@hilde45, being involved in the hi fi industry business as well as the recording,
The term High Fidelity from my perspective means being faithful to the original recording i.e. being able to reproduce it as accurately as possible. I have to say that in the thousands of recordings in my collection there are actually very few that sound "bad". By bad I mean nasty peaky treble or obvious distortion. However, if that is what on the recording, so be it. I also have to say that in my experience of listening to quite a few audio systems, very high quality systems make less good recordings more listenable than vice versa because they present more of the music and make it easier to listen through poor recording quality.

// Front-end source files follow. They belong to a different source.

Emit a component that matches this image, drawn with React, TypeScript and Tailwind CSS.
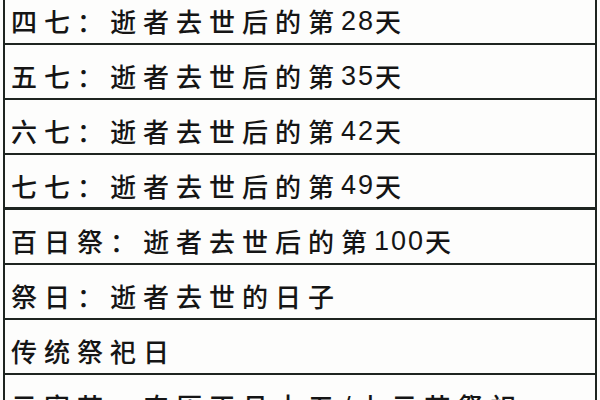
const rows: { label: string; rest: (string | number)[]; thick?: boolean }[] = [
  { label: "四七：", rest: ["逝者去世后的第", 28, "天"] },
  { label: "五七：", rest: ["逝者去世后的第", 35, "天"] },
  { label: "六七：", rest: ["逝者去世后的第", 42, "天"] },
  { label: "七七：", rest: ["逝者去世后的第", 49, "天"], thick: true },
  { label: "百日祭：", rest: ["逝者去世后的第", 100, "天"] },
  { label: "祭日：", rest: ["逝者去世的日子"] },
  { label: "传统祭祀日", rest: [] },
  { label: "元宵节：", rest: ["农历正月十五/上元节祭祀"] },
]

export default function App() {
  return (
    <div className="w-[600px] h-[400px] overflow-hidden bg-[#fdfdfc]">
      <div
        className="-mt-[12px] mx-[3px] border-x-2 border-t-2 border-[#1e2420] text-[#151515]"
        style={{ fontFamily: '"Noto Sans CJK SC", "Liberation Sans", sans-serif' }}
      >
        {rows.map((r, i) => (
          <div
            key={i}
            className={`h-[55px] flex items-center pt-[9px] pl-[6px] text-[26px] font-medium leading-none tracking-[7px] border-[#1e2420] ${
              r.thick ? "border-b-[3px]" : "border-b-2"
            }`}
          >
            <span>{r.label}</span>
            {r.rest.map((p, j) =>
              typeof p === "number" ? (
                <span
                  key={j}
                  className="tracking-[2px] text-[27px] font-normal"
                  style={{ fontFamily: '"Liberation Sans", sans-serif' }}
                >
                  {p}
                </span>
              ) : (
                <span key={j}>{p}</span>
              )
            )}
          </div>
        ))}
      </div>
    </div>
  )
}
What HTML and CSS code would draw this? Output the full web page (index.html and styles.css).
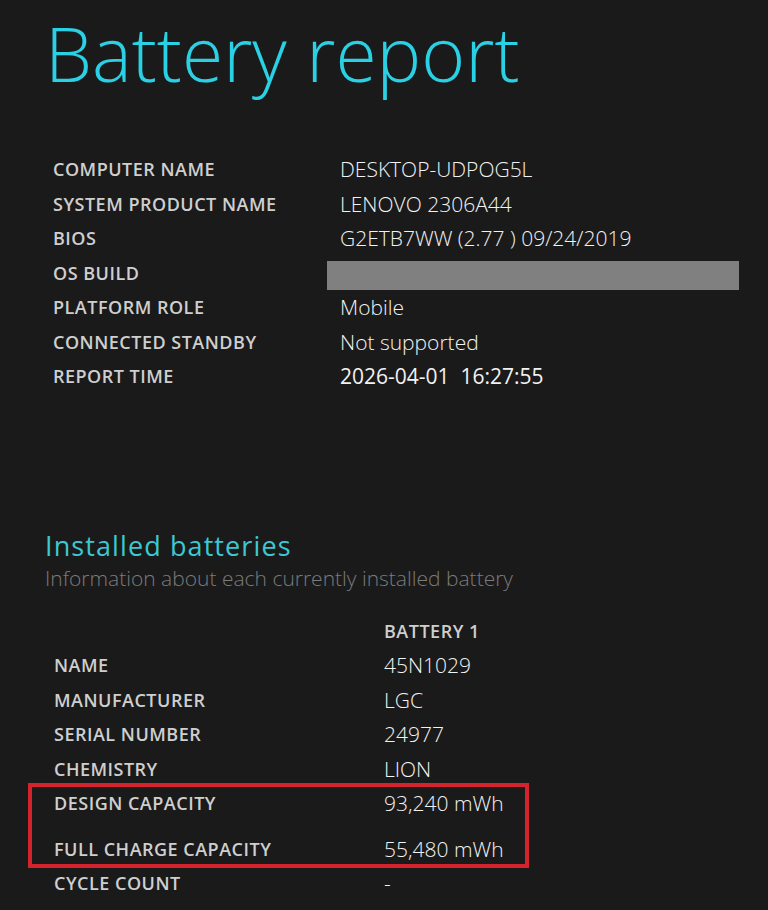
FILE: index.html
```html
<!DOCTYPE html>
<html lang="en">
<head>
    <meta charset="UTF-8">
    <title>Battery report</title>
    <link rel="stylesheet" href="styles.css">
</head>
<body>
    <h1 class="title">Battery report</h1>

    <table class="info system">
        <tr><td class="label">COMPUTER NAME</td><td class="value">DESKTOP-UDPOG5L</td></tr>
        <tr><td class="label">SYSTEM PRODUCT NAME</td><td class="value">LENOVO 2306A44</td></tr>
        <tr><td class="label">BIOS</td><td class="value">G2ETB7WW (2.77 ) 09/24/2019</td></tr>
        <tr><td class="label">OS BUILD</td><td class="value redacted"><div class="blank"></div></td></tr>
        <tr><td class="label">PLATFORM ROLE</td><td class="value">Mobile</td></tr>
        <tr><td class="label">CONNECTED STANDBY</td><td class="value">Not supported</td></tr>
        <tr><td class="label">REPORT TIME</td><td class="value time">2026-04-01&nbsp; 16:27:55</td></tr>
    </table>

    <h2 class="section-title">Installed batteries</h2>
    <div class="section-sub">Information about each currently installed battery</div>

    <div class="batteries">
        <div class="battery-head">
            <span></span>
            <span class="col-head">BATTERY 1</span>
        </div>
        <div class="battery-row"><span class="label">NAME</span><span class="value">45N1029</span></div>
        <div class="battery-row"><span class="label">MANUFACTURER</span><span class="value">LGC</span></div>
        <div class="battery-row"><span class="label">SERIAL NUMBER</span><span class="value">24977</span></div>
        <div class="battery-row"><span class="label">CHEMISTRY</span><span class="value">LION</span></div>
        <div class="highlight">
            <div class="battery-row"><span class="label">DESIGN CAPACITY</span><span class="value">93,240 mWh</span></div>
            <div class="battery-row"><span class="label">FULL CHARGE CAPACITY</span><span class="value">55,480 mWh</span></div>
        </div>
        <div class="battery-row last"><span class="label">CYCLE COUNT</span><span class="value">-</span></div>
    </div>
</body>
</html>
```

FILE: styles.css
```css
body {
    background-color: #1a1a1a;
    color: #e6e6e6;
    font-family: "Open Sans", "Noto Sans", sans-serif;
    margin: 0;
    padding: 0 0 0 45px;
    overflow: hidden;
}
.title {
    font-size: 75px;
    font-weight: 300;
    color: #2ad0e4;
    margin: 0;
    padding-top: 3px;
    line-height: 100px;
}
.info {
    border-collapse: collapse;
    margin-top: 49px;
    margin-left: -4px;
}
.info td {
    height: 34.5px;
    padding: 0;
    vertical-align: middle;
}
.label {
    font-size: 18px;
    font-weight: 600;
    letter-spacing: 0.5px;
    color: #cfcfcf;
    padding-left: 9px;
}
.info .label {
    width: 280px;
    padding-left: 12px;
}
.value {
    font-size: 21px;
    font-weight: 300;
    color: #f2f2f2;
}
.info .value {
    padding-left: 7px;
}
.info .redacted {
    padding-left: 0;
}
.blank {
    width: 412px;
    height: 29px;
    margin: 5px 0 0 -6px;
    background-color: #808080;
}
.time {
    font-weight: 400;
}
.section-title {
    font-size: 27px;
    font-weight: 400;
    letter-spacing: 1.1px;
    color: #3cc8d2;
    margin: 136px 0 0 0;
    line-height: 32px;
}
.section-sub {
    font-size: 21px;
    font-weight: 300;
    color: #7a7a7a;
    line-height: 32px;
}
.batteries {
    margin-top: 20px;
    width: 484px;
}
.battery-head, .battery-row {
    display: grid;
    grid-template-columns: 339px 1fr;
    height: 34.5px;
    align-items: center;
}
.col-head {
    font-size: 18px;
    font-weight: 600;
    letter-spacing: 0.5px;
    color: #cfcfcf;
}
.highlight {
    border: 4px solid #d4232c;
    margin: -3px 0 0 -17px;
    padding: 0 0 0 13px;
    height: 77px;
    display: flex;
    flex-direction: column;
    justify-content: space-between;
}
.highlight .battery-row {
    height: 31px;
}
.battery-row.last {
    height: 30px;
}
```
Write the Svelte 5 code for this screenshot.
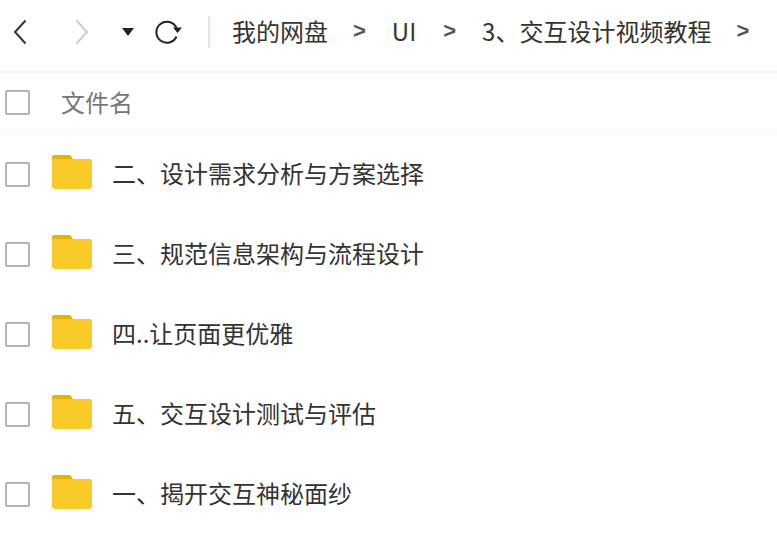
<script>
  const crumbs = [
    { label: '我的网盘', cls: 'c1' },
    { label: 'UI', cls: 'c2' },
    { label: '3、交互设计视频教程', cls: 'c3' }
  ];
  const rows = ['二、设计需求分析与方案选择', '三、规范信息架构与流程设计', '四..让页面更优雅', '五、交互设计测试与评估', '一、揭开交互神秘面纱'];
</script>

<div class="page">
  <header class="toolbar">
    <svg class="back" width="18" height="26" viewBox="0 0 18 26"><path d="M15.500 1.500 L5 13 L15.500 24.500" fill="none" stroke="#333" stroke-width="2"/></svg>
    <svg class="forward" width="18" height="26" viewBox="0 0 18 26"><path d="M3.500 1.500 L14 13 L3.500 24.500" fill="none" stroke="#ccc" stroke-width="2"/></svg>
    <svg class="caret" width="12" height="8" viewBox="0 0 12 8"><path d="M0 0 H12 L6 8 Z" fill="#222"/></svg>
    <svg class="reload" width="28" height="24" viewBox="0 0 28 24"><path d="M21.500 8 A10.500 10.500 0 1 0 21.500 16.500" fill="none" stroke="#222" stroke-width="2"/><path d="M18 7.500 H27 L22.500 13 Z" fill="#222"/></svg>
    <span class="divider"></span>
    {#each crumbs as c}
      <span class="crumb {c.cls}">{c.label}</span>
      <span class="sep">&gt;</span>
    {/each}
  </header>

  <div class="head">
    <span class="check"></span>
    <span class="head-label">文件名</span>
  </div>

  <ul class="list">
    {#each rows as name}
      <li class="row">
        <span class="check"></span>
        <svg class="folder" width="40" height="34" viewBox="0 0 40 34">
          <path d="M0 2 Q0 0 2 0 H18 L21 4 H2 Q0 4 0 6 Z" fill="#e6b400"/>
          <path d="M0 6 Q0 4 2 4 H38 Q40 4 40 6 V31 Q40 34 37 34 H3 Q0 34 0 31 Z" fill="#f8ca2a"/>
        </svg>
        <span class="name">{name}</span>
      </li>
    {/each}
  </ul>
</div>

<style>
  :global(body) {
    margin: 0;
    background: #fff;
  }
  .page {
    width: 777px;
    height: 558px;
    overflow: hidden;
    font-family: "Noto Sans CJK SC", "Liberation Sans", sans-serif;
    font-size: 24px;
    color: #333;
  }
  .toolbar {
    box-sizing: border-box;
    height: 73px;
    display: flex;
    align-items: center;
    border-bottom: 2px solid #f1f1f1;
    padding: 0 0 7px 10px;
    white-space: nowrap;
  }
  .forward { margin-left: 45px; }
  .caret { margin-left: 31px; }
  .reload { margin-left: 21px; }
  .divider {
    width: 2px;
    height: 32px;
    background: #e4e4e4;
    margin-left: 25px;
    margin-right: 22px;
  }
  .crumb {
    line-height: 32px;
    margin-bottom: 3px;
  }
  .sep {
    font-size: 22px;
    font-weight: 700;
    color: #555;
    font-family: "Liberation Sans", sans-serif;
    margin-bottom: 2px;
  }
  .c1 + .sep { margin-left: 25px; margin-right: 26px; }
  .c2 + .sep { margin-left: 27px; margin-right: 26px; }
  .c3 + .sep { margin-left: 25px; }
  .head {
    height: 58px;
    display: flex;
    align-items: center;
    gap: 31px;
    padding-left: 5px;
    border-bottom: 1px solid #f6f6f6;
  }
  .head-label {
    color: #777;
    margin-bottom: 2px;
  }
  .check {
    width: 21px;
    height: 21px;
    border: 2px solid #b4b4b4;
    border-radius: 2px;
    flex: none;
    box-sizing: content-box;
  }
  .list {
    list-style: none;
    margin: 0;
    padding: 0;
  }
  .row {
    height: 80px;
    display: flex;
    align-items: center;
    padding-left: 5px;
  }
  .row .check { margin-top: 4px; }
  .folder { margin-left: 22px; flex: none; }
  .name {
    margin-left: 20px;
    line-height: 32px;
    margin-top: 2px;
  }
</style>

The question of people using equalisation etc as presented in your post is complex as there could be subtractive or additive elements involved. For example if an amplifier with high levels of harmonic distortion was used, it will add harmonics to the final signal that are not present (or certainly not to the same degree) in the recording. On the other hand if someone uses a tone control to dial down a peak in the frequency range they are removing part of the signal. Or they could be using a loudness control to boost low frequencies. In that case they are not adding information, but they are making part of the signal more prominent than it is on the actual recording.
Finally, an important factor that bears mentioning is that, at the risk of stating the obvious, people's perceptions differ. Some people aren't that sensitive to frequency response errors for example and other's aren't that sensitive to timing errors. And sometimes, people's sonic values are just plain different, which is why there is such diversity in hi fi equipment.